_Working data_:

- - - -

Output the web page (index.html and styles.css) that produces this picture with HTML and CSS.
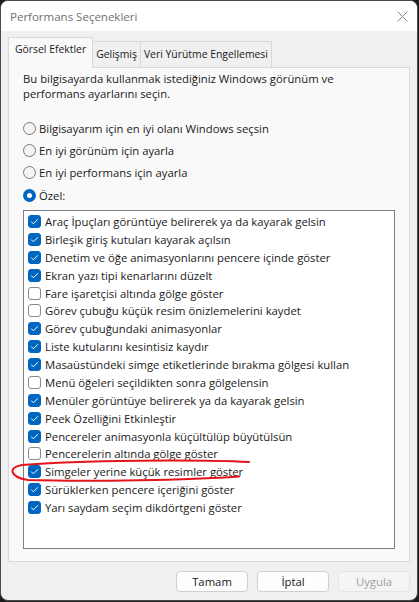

- - - -

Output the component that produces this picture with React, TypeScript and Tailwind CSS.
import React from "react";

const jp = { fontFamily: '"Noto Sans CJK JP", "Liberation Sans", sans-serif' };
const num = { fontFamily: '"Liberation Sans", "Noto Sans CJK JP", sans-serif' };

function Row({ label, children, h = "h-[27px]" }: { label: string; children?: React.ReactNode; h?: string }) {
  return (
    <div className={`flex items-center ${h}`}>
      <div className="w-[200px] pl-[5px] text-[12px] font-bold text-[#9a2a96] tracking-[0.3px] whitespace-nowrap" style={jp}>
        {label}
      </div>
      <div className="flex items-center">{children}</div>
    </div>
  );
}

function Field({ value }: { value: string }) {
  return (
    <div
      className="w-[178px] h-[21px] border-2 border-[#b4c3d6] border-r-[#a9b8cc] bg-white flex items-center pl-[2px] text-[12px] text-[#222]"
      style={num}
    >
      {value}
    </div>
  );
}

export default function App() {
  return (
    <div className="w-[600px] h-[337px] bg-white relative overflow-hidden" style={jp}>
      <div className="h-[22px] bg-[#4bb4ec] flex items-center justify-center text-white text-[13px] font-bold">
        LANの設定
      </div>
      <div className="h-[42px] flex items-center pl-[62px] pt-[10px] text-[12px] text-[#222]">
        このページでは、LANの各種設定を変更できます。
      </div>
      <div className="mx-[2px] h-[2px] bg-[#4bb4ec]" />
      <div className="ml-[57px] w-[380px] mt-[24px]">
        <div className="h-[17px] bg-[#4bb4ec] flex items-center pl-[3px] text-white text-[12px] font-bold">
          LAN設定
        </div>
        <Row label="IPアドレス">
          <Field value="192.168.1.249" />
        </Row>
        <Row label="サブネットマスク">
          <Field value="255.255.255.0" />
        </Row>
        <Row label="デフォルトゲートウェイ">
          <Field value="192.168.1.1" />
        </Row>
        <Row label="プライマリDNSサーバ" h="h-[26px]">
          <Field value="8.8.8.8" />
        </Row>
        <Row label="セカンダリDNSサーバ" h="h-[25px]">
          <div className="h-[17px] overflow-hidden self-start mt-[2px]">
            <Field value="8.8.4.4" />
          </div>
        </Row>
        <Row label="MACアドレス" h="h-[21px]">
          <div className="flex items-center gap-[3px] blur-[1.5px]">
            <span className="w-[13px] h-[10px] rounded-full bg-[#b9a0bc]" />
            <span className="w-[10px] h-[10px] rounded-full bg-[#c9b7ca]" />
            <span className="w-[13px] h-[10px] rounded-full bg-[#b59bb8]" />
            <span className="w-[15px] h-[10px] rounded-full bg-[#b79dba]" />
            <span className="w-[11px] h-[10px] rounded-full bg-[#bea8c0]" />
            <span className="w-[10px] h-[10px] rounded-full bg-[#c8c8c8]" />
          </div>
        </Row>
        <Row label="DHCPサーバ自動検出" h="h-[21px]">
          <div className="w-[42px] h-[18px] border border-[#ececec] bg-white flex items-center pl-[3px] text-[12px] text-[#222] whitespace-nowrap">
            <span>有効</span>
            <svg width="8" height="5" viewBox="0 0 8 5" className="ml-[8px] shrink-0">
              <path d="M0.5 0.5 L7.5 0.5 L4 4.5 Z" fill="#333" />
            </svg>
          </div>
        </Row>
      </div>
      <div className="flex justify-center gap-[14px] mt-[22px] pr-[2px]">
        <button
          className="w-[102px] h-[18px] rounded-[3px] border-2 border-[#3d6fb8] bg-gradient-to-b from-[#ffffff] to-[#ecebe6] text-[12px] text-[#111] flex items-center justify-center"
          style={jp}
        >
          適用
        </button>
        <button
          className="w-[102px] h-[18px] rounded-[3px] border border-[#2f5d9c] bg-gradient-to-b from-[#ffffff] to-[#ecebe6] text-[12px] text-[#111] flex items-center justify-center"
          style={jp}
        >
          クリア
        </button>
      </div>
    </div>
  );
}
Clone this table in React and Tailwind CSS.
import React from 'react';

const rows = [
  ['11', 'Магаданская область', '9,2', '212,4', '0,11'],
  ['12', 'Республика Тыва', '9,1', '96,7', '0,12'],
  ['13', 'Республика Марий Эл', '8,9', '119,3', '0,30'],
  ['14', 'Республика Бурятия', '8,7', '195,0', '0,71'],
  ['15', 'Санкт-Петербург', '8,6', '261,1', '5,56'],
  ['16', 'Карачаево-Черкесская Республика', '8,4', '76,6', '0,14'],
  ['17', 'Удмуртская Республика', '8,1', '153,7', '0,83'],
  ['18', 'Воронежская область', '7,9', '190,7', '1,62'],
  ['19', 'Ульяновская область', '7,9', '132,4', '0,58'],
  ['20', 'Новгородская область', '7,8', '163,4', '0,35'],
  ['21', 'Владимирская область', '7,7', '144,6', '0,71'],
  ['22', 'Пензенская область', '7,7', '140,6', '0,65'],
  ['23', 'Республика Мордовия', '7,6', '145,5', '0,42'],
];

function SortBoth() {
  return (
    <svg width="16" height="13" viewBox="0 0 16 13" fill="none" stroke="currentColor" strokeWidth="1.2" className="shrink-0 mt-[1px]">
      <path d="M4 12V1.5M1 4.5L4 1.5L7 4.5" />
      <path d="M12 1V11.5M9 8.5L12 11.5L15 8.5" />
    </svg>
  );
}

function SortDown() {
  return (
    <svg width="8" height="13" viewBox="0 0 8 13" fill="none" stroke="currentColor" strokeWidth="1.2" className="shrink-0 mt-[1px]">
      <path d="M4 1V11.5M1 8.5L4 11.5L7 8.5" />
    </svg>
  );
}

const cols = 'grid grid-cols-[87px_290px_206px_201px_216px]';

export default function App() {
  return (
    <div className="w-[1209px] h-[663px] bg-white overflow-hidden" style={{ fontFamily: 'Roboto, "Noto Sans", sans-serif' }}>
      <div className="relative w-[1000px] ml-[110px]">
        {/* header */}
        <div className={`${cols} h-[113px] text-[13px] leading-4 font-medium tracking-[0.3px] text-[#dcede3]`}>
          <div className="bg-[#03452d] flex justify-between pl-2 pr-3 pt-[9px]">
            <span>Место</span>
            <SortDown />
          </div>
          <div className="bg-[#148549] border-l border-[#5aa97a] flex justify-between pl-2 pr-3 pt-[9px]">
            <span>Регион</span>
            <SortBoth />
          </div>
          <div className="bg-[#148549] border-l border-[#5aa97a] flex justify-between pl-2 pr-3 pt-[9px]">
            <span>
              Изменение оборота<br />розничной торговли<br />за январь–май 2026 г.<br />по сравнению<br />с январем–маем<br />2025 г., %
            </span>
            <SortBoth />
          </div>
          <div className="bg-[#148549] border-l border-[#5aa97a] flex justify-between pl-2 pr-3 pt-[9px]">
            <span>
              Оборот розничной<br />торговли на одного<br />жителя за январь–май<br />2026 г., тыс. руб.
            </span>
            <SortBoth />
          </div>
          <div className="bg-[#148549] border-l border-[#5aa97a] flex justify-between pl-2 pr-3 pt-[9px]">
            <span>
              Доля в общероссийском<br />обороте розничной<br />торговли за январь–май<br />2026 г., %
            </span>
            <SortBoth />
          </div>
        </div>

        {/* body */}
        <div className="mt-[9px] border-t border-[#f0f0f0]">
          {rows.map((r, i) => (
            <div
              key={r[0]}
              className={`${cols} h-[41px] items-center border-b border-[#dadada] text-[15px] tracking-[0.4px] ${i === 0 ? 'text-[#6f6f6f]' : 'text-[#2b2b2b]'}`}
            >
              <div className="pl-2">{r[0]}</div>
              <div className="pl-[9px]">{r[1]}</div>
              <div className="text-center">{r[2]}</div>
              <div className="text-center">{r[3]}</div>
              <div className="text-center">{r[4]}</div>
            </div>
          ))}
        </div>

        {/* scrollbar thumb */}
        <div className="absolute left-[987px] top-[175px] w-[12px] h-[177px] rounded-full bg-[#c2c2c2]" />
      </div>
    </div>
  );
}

- - - -

_What to do_: Above are some lines. Repeat exactly, and only, those from the line that has "Clone this table in React and Tailwind CSS." through the line that has "import React from 'react';".

_Finished exercise_:
Clone this table in React and Tailwind CSS.
import React from 'react';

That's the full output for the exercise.